Pacino at the time had been missing from the big screen for four years following the Revolution débacle, and his presence was not grounds for hype-building in itself - hence, the emphasis on the plot, rather than the NYC setting, or the fact that this is a solid procedural cop thriller, but also presents a fairly bleak view in terms of both genre and gender roles. But I digress…
Trailer does a bang-up job at setting up Ellen Barkin as the potential killer; remember, this happened a couple years after Fatal Attraction became a box office mega hit, not to mention a huge source of anti-female backlash, as Susan Faludi memorably argued. From that point of view, insisting on the is-she-or-isn’t-she angle proved both “right” (it’s the key element of the plot) and inspired (it’s also the key “personal” arc for the Pacino character).

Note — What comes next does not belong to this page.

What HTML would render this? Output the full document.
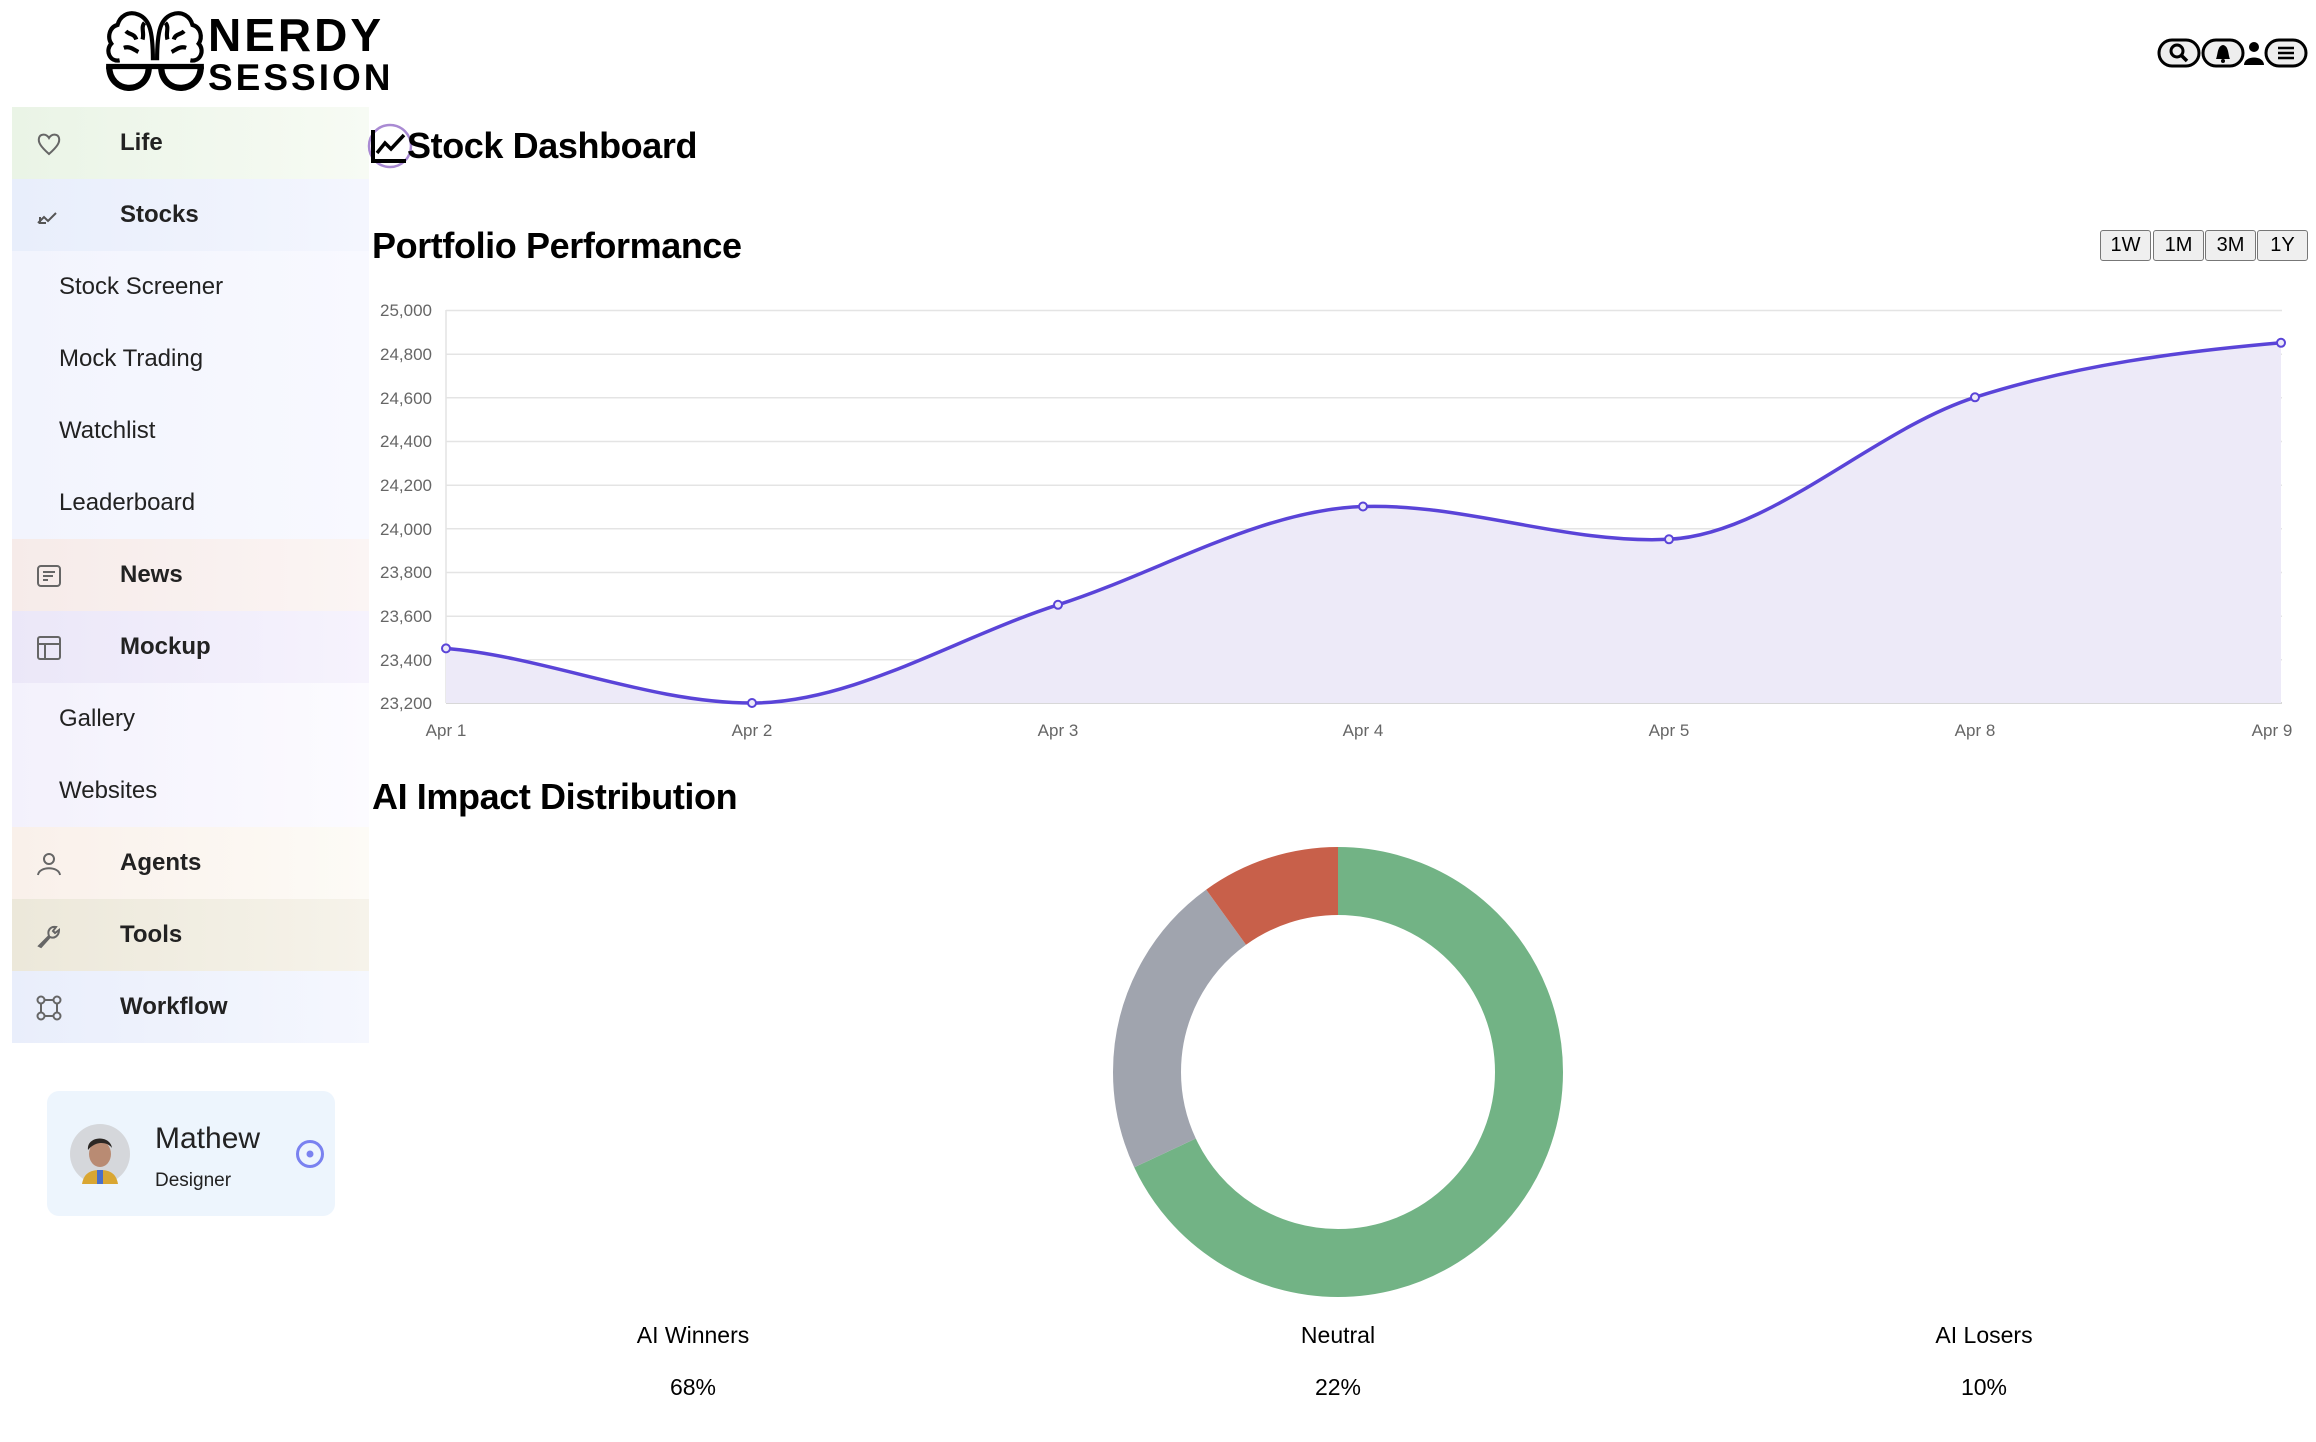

Oh, and I love the almost-subliminal use of “Sea Of Love”, which turns out to be the biggest clue the killer leaves in his/her wake, not to mention the leitmotif of the whole damn score (down to the Tom Waits cover on the end credits). But how sneaky, haunting and straight-up gorgeous is Barkin’s voice repeating “what are you looking for…”, over and over? This is the stuff conceptual artists were made of back then.
Looking back, it was the beginning of my lifelong romance with the writing of Richard Price. And that was good.